▸ DIRECTION: Work out how many lines of the records hold the string "components", and reply with that number alone.

(Some records)

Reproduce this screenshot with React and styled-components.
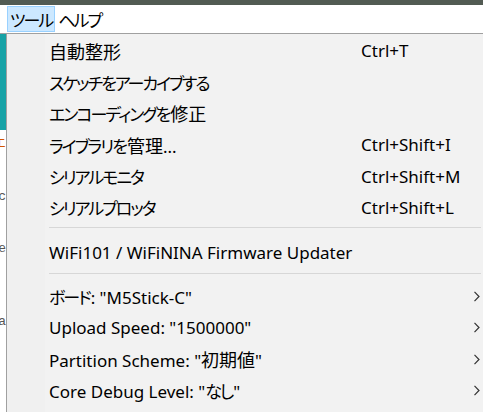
import styled, { createGlobalStyle } from "styled-components";

const GlobalStyle = createGlobalStyle`
  html, body { margin: 0; padding: 0; background: #ffffff; }
  body {
    width: 483px;
    height: 412px;
    overflow: hidden;
    font-family: "Noto Sans", "Noto Sans CJK JP", sans-serif;
  }
`;

const Window = styled.div`
  display: flex;
  flex-direction: column;
  width: 483px;
  height: 412px;
  overflow: hidden;
`;

const TitleEdge = styled.div`
  height: 5px;
  background: #525b53;
`;

const MenuBar = styled.div`
  display: flex;
  align-items: stretch;
  height: 29px;
  padding: 1px 0 0 7px;
  box-sizing: border-box;
  background: #ffffff;
  border-bottom: 1px solid #a0a0a0;
`;

const MenuTitle = styled.div`
  display: flex;
  align-items: center;
  padding: 0 1px 0 2px;
  margin-bottom: 1px;
  font-size: 17px;
  color: #000;
  box-sizing: border-box;
  border: 1px solid ${(p) => (p.$open ? "#99d1ff" : "transparent")};
  background: ${(p) => (p.$open ? "#cce8ff" : "transparent")};
`;

const Body = styled.div`
  display: flex;
  flex: 1;
  min-height: 0;
`;

const EditorEdge = styled.div`
  width: 6px;
  display: flex;
  flex-direction: column;
  overflow: hidden;
  background: #ffffff;
`;

const Toolbar = styled.div`
  height: 96px;
  flex-shrink: 0;
  background: #17a2a6;
`;

const CodeScrap = styled.div`
  display: flex;
  justify-content: flex-end;
  height: 20px;
  margin-top: ${(p) => p.$gap}px;
  font-family: "Liberation Mono", "Noto Sans CJK JP", monospace;
  font-size: 13px;
  line-height: 20px;
  color: ${(p) => p.$color || "#555"};
  white-space: nowrap;
`;

const Dropdown = styled.div`
  flex: 1;
  border-left: 1px solid #a0a0a0;
  background: linear-gradient(to right, #f0f0f0 0, #f0f0f0 38px, #f2f2f2 38px);
  padding-top: 1px;
`;

const Item = styled.div`
  display: grid;
  grid-template-columns: 312px 1fr 10px;
  align-items: center;
  height: 31.4px;
  padding-left: 42px;
  font-size: 17px;
  color: #000;
  white-space: nowrap;
`;

const Kana = styled.span`
  font-family: "Noto Sans CJK JP", sans-serif;
  font-size: 17px;
  font-feature-settings: "palt";
  letter-spacing: -2px;
  margin-right: 1px;
`;

const Kanji = styled.span`
  font-family: "Noto Sans CJK JP", sans-serif;
  font-size: 18px;
`;

const Separator = styled.div`
  height: 13px;
  display: flex;
  align-items: flex-start;
  padding-left: 42px;
  &::after {
    content: "";
    display: block;
    flex: 1;
    margin-top: ${(p) => p.$offset}px;
    margin-right: 2px;
    height: 1px;
    background: #d7d7d7;
  }
`;

const Chevron = () => (
  <svg width="7" height="11" viewBox="0 0 7 11">
    <polyline points="1.5,0.8 6,5.5 1.5,10.2" fill="none" stroke="#333" strokeWidth="1.2" />
  </svg>
);

// split a label into kana / kanji / latin runs
const Label = ({ text }) => {
  const parts = text.split(/([\u3040-\u30ff]+|[\u4e00-\u9fff]+)/).filter(Boolean);
  return (
    <span>
      {parts.map((p, i) =>
        /[\u3040-\u30ff]/.test(p) ? (
          <Kana key={i}>{p}</Kana>
        ) : /[\u4e00-\u9fff]/.test(p) ? (
          <Kanji key={i}>{p}</Kanji>
        ) : (
          p
        )
      )}
    </span>
  );
};

const groupA = [
  ["自動整形", "Ctrl+T"],
  ["スケッチをアーカイブする", ""],
  ["エンコーディングを修正", ""],
  ["ライブラリを管理...", "Ctrl+Shift+I"],
  ["シリアルモニタ", "Ctrl+Shift+M"],
  ["シリアルプロッタ", "Ctrl+Shift+L"],
];

const groupC = [
  'ボード: "M5Stick-C"',
  'Upload Speed: "1500000"',
  'Partition Scheme: "初期値"',
  'Core Debug Level: "なし"',
];

export default function App() {
  return (
    <>
      <GlobalStyle />
      <Window>
        <TitleEdge />
        <MenuBar>
          <MenuTitle $open><Label text="ツール" /></MenuTitle>
          <MenuTitle><Label text="ヘルプ" /></MenuTitle>
        </MenuBar>
        <Body>
          <EditorEdge>
            <Toolbar />
            <CodeScrap $gap={4} $color="#d35400">エ</CodeScrap>
            <CodeScrap $gap={33}>c</CodeScrap>
            <CodeScrap $gap={32}>e</CodeScrap>
            <CodeScrap $gap={53}>a</CodeScrap>
          </EditorEdge>
          <Dropdown>
            {groupA.map(([label, key]) => (
              <Item key={label}>
                <Label text={label} />
                <span>{key}</span>
                <span />
              </Item>
            ))}
            <Separator $offset={4} />
            <Item>
              <span>WiFi101 / WiFiNINA Firmware Updater</span>
              <span />
              <span />
            </Item>
            <Separator $offset={5} />
            {groupC.map((label) => (
              <Item key={label}>
                <Label text={label} />
                <span />
                <Chevron />
              </Item>
            ))}
          </Dropdown>
        </Body>
      </Window>
    </>
  );
}
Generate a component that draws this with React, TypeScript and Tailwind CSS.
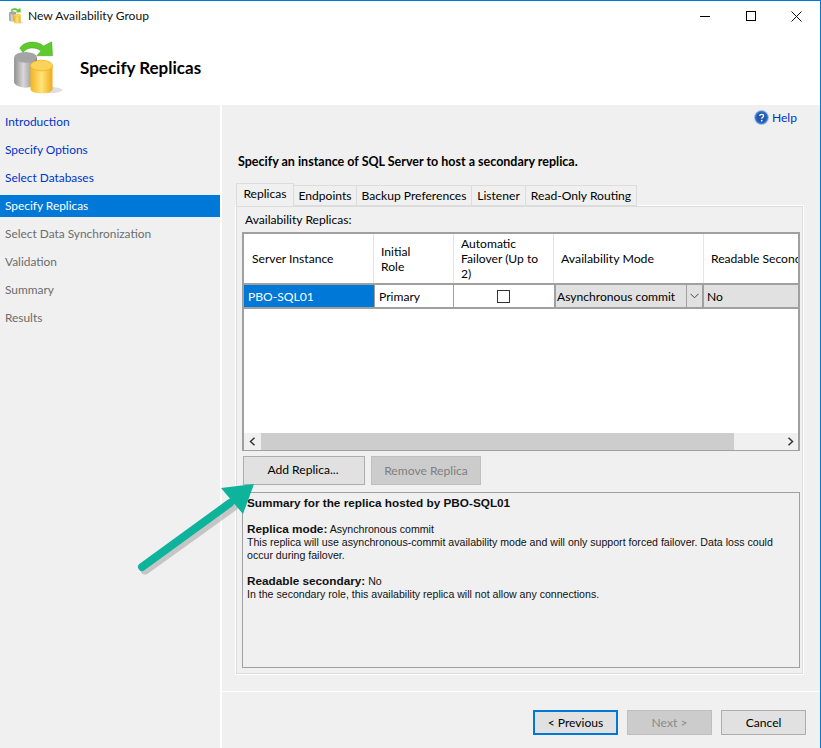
const steps = [
  { label: "Introduction", state: "link" },
  { label: "Specify Options", state: "link" },
  { label: "Select Databases", state: "link" },
  { label: "Specify Replicas", state: "active" },
  { label: "Select Data Synchronization", state: "off" },
  { label: "Validation", state: "off" },
  { label: "Summary", state: "off" },
  { label: "Results", state: "off" },
];

const tabs = [
  { label: "Endpoints", w: "w-[63px]" },
  { label: "Backup Preferences", w: "w-[115px]" },
  { label: "Listener", w: "w-[54px]" },
  { label: "Read-Only Routing", w: "w-[111px]" },
];

function DbIcon({ size }: { size: number }) {
  return (
    <svg width={size} height={size} viewBox="0 0 64 66">
      <defs>
        <linearGradient id="grayDb" x1="0" x2="1" y1="0" y2="0">
          <stop offset="0" stopColor="#8f8f8f" />
          <stop offset="0.4" stopColor="#d8d8d8" />
          <stop offset="1" stopColor="#7c7c7c" />
        </linearGradient>
        <linearGradient id="goldDb" x1="0" x2="1" y1="0" y2="0">
          <stop offset="0" stopColor="#f3b41f" />
          <stop offset="0.5" stopColor="#ffe57a" />
          <stop offset="1" stopColor="#f0a91a" />
        </linearGradient>
      </defs>
      <ellipse cx="44" cy="60" rx="19" ry="4" fill="#dedede" />
      <path d="M4 20v30c0 4 8 7 14 7s14-3 14-7V20z" fill="url(#grayDb)" />
      <ellipse cx="18" cy="20" rx="14" ry="6.500" fill="#a4a4a4" />
      <path d="M24 30v28c0 4 6 6 13.500 6s13.500-2 13.500-6V30z" fill="url(#goldDb)" />
      <ellipse cx="37.500" cy="30" rx="13.500" ry="6.500" fill="#fbd25a" stroke="#f3b41f" />
      <path d="M11 9C15 1 30-2 40 6L50 1l1 17H32l5-6C30 7 20 7 15 14z" fill="#5fc92e" stroke="#3fa51b" strokeWidth="0.6" />
    </svg>
  );
}

function HelpIcon() {
  return (
    <svg width="15" height="15" viewBox="0 0 16 16">
      <circle cx="8" cy="8" r="7.4" fill="#2f6fc4" stroke="#a9c3e6" />
      <circle cx="8" cy="8" r="5.4" fill="#2459ad" />
      <path d="M6 6.2c.2-2 4.2-2 4.2.1 0 1.500-2 1.500-2 3" fill="none" stroke="#fff" strokeWidth="1.4" />
      <rect x="7.400" y="10.600" width="1.600" height="1.600" fill="#fff" />
    </svg>
  );
}

export default function App() {
  return (
    <div className="relative w-[821px] h-[748px] overflow-hidden flex flex-col bg-[#f0f0f0] border-t border-r border-[#0078d7] text-[12.1px] text-[#000] font-['Lato','Noto_Sans',sans-serif]">
      {/* Title bar */}
      <div className="h-[30px] bg-white flex items-center pl-[8px] shrink-0">
        <DbIcon size={16} />
        <span className="ml-[4px] pt-px text-[#111]">New Availability Group</span>
        <div className="ml-auto flex items-center">
          <div className="w-[46px] flex justify-center">
            <div className="w-[10px] h-px bg-black" />
          </div>
          <div className="w-[46px] flex justify-center">
            <div className="w-[10px] h-[10px] border border-black" />
          </div>
          <div className="w-[46px] flex justify-center pr-[2px]">
            <svg width="11" height="11" viewBox="0 0 11 11">
              <path d="M0.500 0.500l10 10M10.500 0.500l-10 10" stroke="#111" strokeWidth="1" />
            </svg>
          </div>
        </div>
      </div>

      {/* Page header */}
      <div className="h-[74px] bg-white flex items-center shrink-0 pl-[10px]">
        <DbIcon size={54} />
        <h1 className="ml-[16px] text-[17px] font-bold">Specify Replicas</h1>
      </div>

      <div className="flex-1 flex min-h-0">
        {/* Steps */}
        <nav className="w-[222px] shrink-0 border-r-2 border-white pt-[6px] flex flex-col gap-[6px] text-[11.9px]">
          {steps.map((s) => (
            <div
              key={s.label}
              className={
                s.state === "active"
                  ? "h-[22px] pl-[5px] flex items-center bg-[#0078d7] text-white"
                  : s.state === "link"
                    ? "h-[22px] pl-[5px] flex items-center text-[#0033cc]"
                    : "h-[22px] pl-[5px] flex items-center text-[#6d6d6d]"
              }
            >
              {s.label}
            </div>
          ))}
        </nav>

        <div className="flex-1 min-w-0 flex flex-col">
          <div className="flex-1 pl-[13px] pr-[16px]">
            <div className="h-[25px] flex items-center justify-end gap-[3px] pr-[7px] text-[#0033cc]">
              <HelpIcon />
              <span className="pt-[2px]">Help</span>
            </div>

            <p className="mt-[22px] ml-[3px] h-[20px] text-[12.5px] font-bold leading-[20px]">
              Specify an instance of SQL Server to host a secondary replica.
            </p>

            {/* Tabs */}
            <div className="mt-[11px] h-[23px] flex items-end pl-px">
              <div className="relative z-10 w-[58px] h-[23px] pb-px bg-[#f0f0f0] border border-b-0 border-[#dcdcdc] flex items-center justify-center">
                Replicas
              </div>
              {tabs.map((t) => (
                <div
                  key={t.label}
                  className={`${t.w} h-[21px] pt-[2px] border border-l-0 border-[#dcdcdc] flex items-center justify-center`}
                >
                  {t.label}
                </div>
              ))}
            </div>

            {/* Tab page */}
            <div className="-mt-px w-[569px] h-[470px] border-2 border-white outline outline-[#dcdcdc] -outline-offset-2 pl-[5px] pr-[4px] pt-[6px]">
              <div className="h-[18px] pl-[3px] leading-[14px]">Availability Replicas:</div>

              <div className="mt-[1px] h-[219px] w-[558px] border-t-2 border-l-2 border-r-2 border-b border-[#a0a0a0] bg-white flex flex-col overflow-hidden">
                <div className="h-[51px] flex shrink-0 border-b-2 border-[#a0a0a0]">
                  <div className="w-[130px] shrink-0 border-r border-[#e4e4e4] pl-[8px] pt-[2px] flex items-center">Server Instance</div>
                  <div className="w-[80px] shrink-0 border-r border-[#e4e4e4] pl-[7px] flex items-center leading-[15px]">
                    <span>
                      Initial
                      <br />
                      Role
                    </span>
                  </div>
                  <div className="w-[100px] shrink-0 border-r border-[#e4e4e4] pl-[7px] flex items-center leading-[15px]">
                    <span>
                      Automatic
                      <br />
                      Failover (Up to
                      <br />
                      2)
                    </span>
                  </div>
                  <div className="w-[150px] shrink-0 border-r border-[#e4e4e4] pl-[7px] pt-[2px] flex items-center text-[12.3px]">Availability Mode</div>
                  <div className="flex-1 min-w-0 pl-[7px] pt-[2px] flex items-center whitespace-nowrap overflow-hidden">Readable Secondary</div>
                </div>

                <div className="h-[24px] flex shrink-0 border-b-2 border-[#a0a0a0]">
                  <div className="w-[130px] shrink-0 bg-[#0078d7] text-white pl-[4px] pt-[2px] flex items-center">PBO-SQL01</div>
                  <div className="w-[80px] shrink-0 border-x border-[#a0a0a0] pl-[4px] pt-[2px] flex items-center">Primary</div>
                  <div className="w-[100px] shrink-0 pr-px flex items-center justify-center">
                    <div className="w-[13px] h-[13px] border border-[#333] bg-white" />
                  </div>
                  <div className="w-[150px] shrink-0 border-x-2 border-[#a0a0a0] bg-[#e1e1e1] flex items-center pl-[1px]">
                    <span className="flex-1 pt-[2px]">Asynchronous commit</span>
                    <div className="w-[16px] self-stretch border-l border-[#a0a0a0] flex items-center justify-center">
                      <svg width="9" height="6" viewBox="0 0 9 6">
                        <path d="M0.500 0.800l4 4 4-4" fill="none" stroke="#444" />
                      </svg>
                    </div>
                  </div>
                  <div className="flex-1 min-w-0 bg-[#e1e1e1] pl-[3px] pt-[2px] flex items-center">No</div>
                </div>

                <div className="flex-1" />

                <div className="h-[17px] flex items-center shrink-0 bg-[#f0f0f0]">
                  <div className="w-[17px] flex justify-center">
                    <svg width="7" height="9" viewBox="0 0 7 9">
                      <path d="M5.500 0.800l-4 3.700 4 3.700" fill="none" stroke="#333" strokeWidth="1.500" />
                    </svg>
                  </div>
                  <div className="w-[473px] self-stretch bg-[#cdcdcd]" />
                  <div className="flex-1 flex justify-end pr-[4px]">
                    <svg width="7" height="9" viewBox="0 0 7 9">
                      <path d="M1.500 0.800l4 3.700-4 3.700" fill="none" stroke="#333" strokeWidth="1.500" />
                    </svg>
                  </div>
                </div>
              </div>

              <div className="mt-[5px] pl-px flex gap-[6px]">
                <div className="w-[122px] h-[29px] pr-[2px] bg-[#e1e1e1] border border-[#adadad] flex items-center justify-center">Add Replica...</div>
                <div className="w-[110px] h-[29px] pt-px bg-[#cccccc] border border-[#bfbfbf] text-[#7f7f7f] flex items-center justify-center">Remove Replica</div>
              </div>

              {/* Summary */}
              <div className="mt-[7px] w-[558px] h-[176px] border border-[#a0a0a0] px-[4px] py-[2px] font-['Liberation_Sans',sans-serif] text-[10.6px] leading-[13px] text-[#111]">
                <p className="font-bold text-[11.75px] leading-[16px]">Summary for the replica hosted by PBO-SQL01</p>
                <p className="mt-[11px]">
                  <b className="text-[11.75px]">Replica mode:</b> Asynchronous commit
                </p>
                <p>This replica will use asynchronous-commit availability mode and will only support forced failover. Data loss could occur during failover.</p>
                <p className="mt-[12px]">
                  <b className="text-[11.75px]">Readable secondary:</b> No
                </p>
                <p>In the secondary role, this availability replica will not allow any connections.</p>
              </div>
            </div>
          </div>

          {/* Wizard buttons */}
          <div className="h-[56px] mb-[1px] shrink-0 border-t border-white flex items-start justify-end gap-[9px] pt-[18px] pr-[14px]">
            <div className="w-[85px] h-[25px] pt-[2px] bg-[#e1e1e1] border-2 border-[#0078d7] flex items-center justify-center">&lt; Previous</div>
            <div className="w-[85px] h-[25px] pt-[2px] bg-[#cccccc] border border-[#bfbfbf] text-[#8a8a8a] flex items-center justify-center">Next &gt;</div>
            <div className="w-[85px] h-[25px] pt-[2px] bg-[#e1e1e1] border border-[#adadad] flex items-center justify-center">Cancel</div>
          </div>
        </div>
      </div>

      {/* Annotation arrow */}
      <svg className="absolute left-[130px] top-[470px] pointer-events-none" width="135" height="115" viewBox="0 0 135 115">
        <path d="M14 97L103 33" stroke="#9a9a9a" strokeOpacity="0.5" strokeWidth="9" strokeLinecap="round" transform="translate(1 2)" />
        <path d="M12 96L100 32" stroke="#0db39a" strokeWidth="8" strokeLinecap="round" />
        <path d="M91 17L124 13L113 43Z" fill="#0db39a" />
      </svg>
    </div>
  );
}
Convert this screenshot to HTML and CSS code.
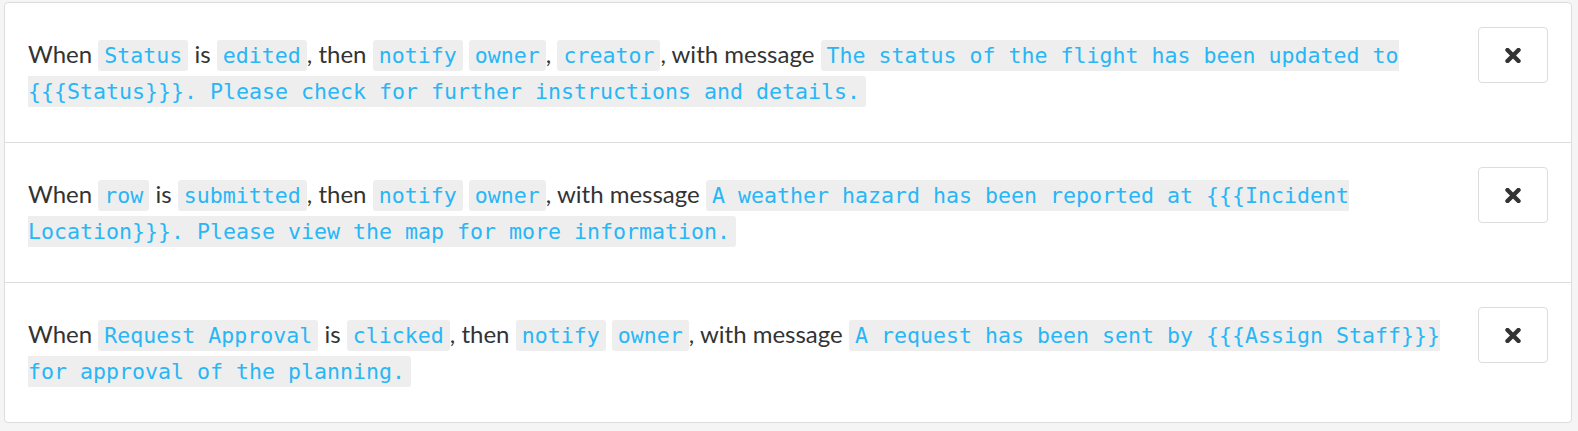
FILE: index.html
```html
<!DOCTYPE html>
<html lang="en">
<head>
  <meta charset="UTF-8">
  <meta name="viewport" content="width=device-width, initial-scale=1.0">
  <title>Notification Rules</title>
  <link rel="stylesheet" href="styles.css">
</head>
<body>

  <div class="rule-list">
    <div class="rule">
      <div class="rule-text">
        When <code>Status</code> is <code>edited</code>, then <code>notify</code> <code>owner</code>, <code>creator</code>, with message <code>The status of the flight has been updated to {{{Status}}}. Please check for further instructions and details.</code>
      </div>
      <button class="remove-btn" title="Remove">
        <svg viewBox="0 0 16 15" width="16" height="15"><path d="M2.5 2 L13.5 13 M13.5 2 L2.5 13" /></svg>
      </button>
    </div>

    <div class="rule">
      <div class="rule-text">
        When <code>row</code> is <code>submitted</code>, then <code>notify</code> <code>owner</code>, with message <code>A weather hazard has been reported at {{{Incident Location}}}. Please view the map for more information.</code>
      </div>
      <button class="remove-btn" title="Remove">
        <svg viewBox="0 0 16 15" width="16" height="15"><path d="M2.5 2 L13.5 13 M13.5 2 L2.5 13" /></svg>
      </button>
    </div>

    <div class="rule">
      <div class="rule-text">
        When <code>Request Approval</code> is <code>clicked</code>, then <code>notify</code> <code>owner</code>, with message <code>A request has been sent by {{{Assign Staff}}} for approval of the planning.</code>
      </div>
      <button class="remove-btn" title="Remove">
        <svg viewBox="0 0 16 15" width="16" height="15"><path d="M2.5 2 L13.5 13 M13.5 2 L2.5 13" /></svg>
      </button>
    </div>
  </div>

</body>
</html>
```

FILE: styles.css
```css
body {
  font-family: Lato, sans-serif;
  margin: 0;
  padding: 2px 6px 10px 4px;
  background-color: #f5f5f5;
  color: #333;
}

.rule-list {
  background: #fff;
  border: 1px solid #ddd;
  border-radius: 4px;
}

.rule {
  display: flex;
  justify-content: space-between;
  align-items: flex-start;
  gap: 20px;
  padding: 24px 23px;
  border-bottom: 1px solid #ddd;
}

.rule:last-child {
  border-bottom: none;
}

.rule-text {
  font-size: 24px;
  line-height: 36px;
  padding: 9px 0 10px;
}

.rule-text code {
  font-family: "DejaVu Sans Mono", monospace;
  font-size: 21.6px;
  line-height: 24px;
  color: #29b6f6;
  background: #eee;
  border-radius: 3px;
  padding: 3px 6px;
}

.remove-btn {
  flex-shrink: 0;
  width: 70px;
  height: 56px;
  background: #fff;
  border: 1px solid #ddd;
  border-radius: 4px;
  display: flex;
  align-items: center;
  justify-content: center;
  cursor: pointer;
}

.remove-btn svg path {
  stroke: #333;
  stroke-width: 4.4;
  stroke-linecap: round;
  fill: none;
}
```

▸ SOLUTION BELOW: 2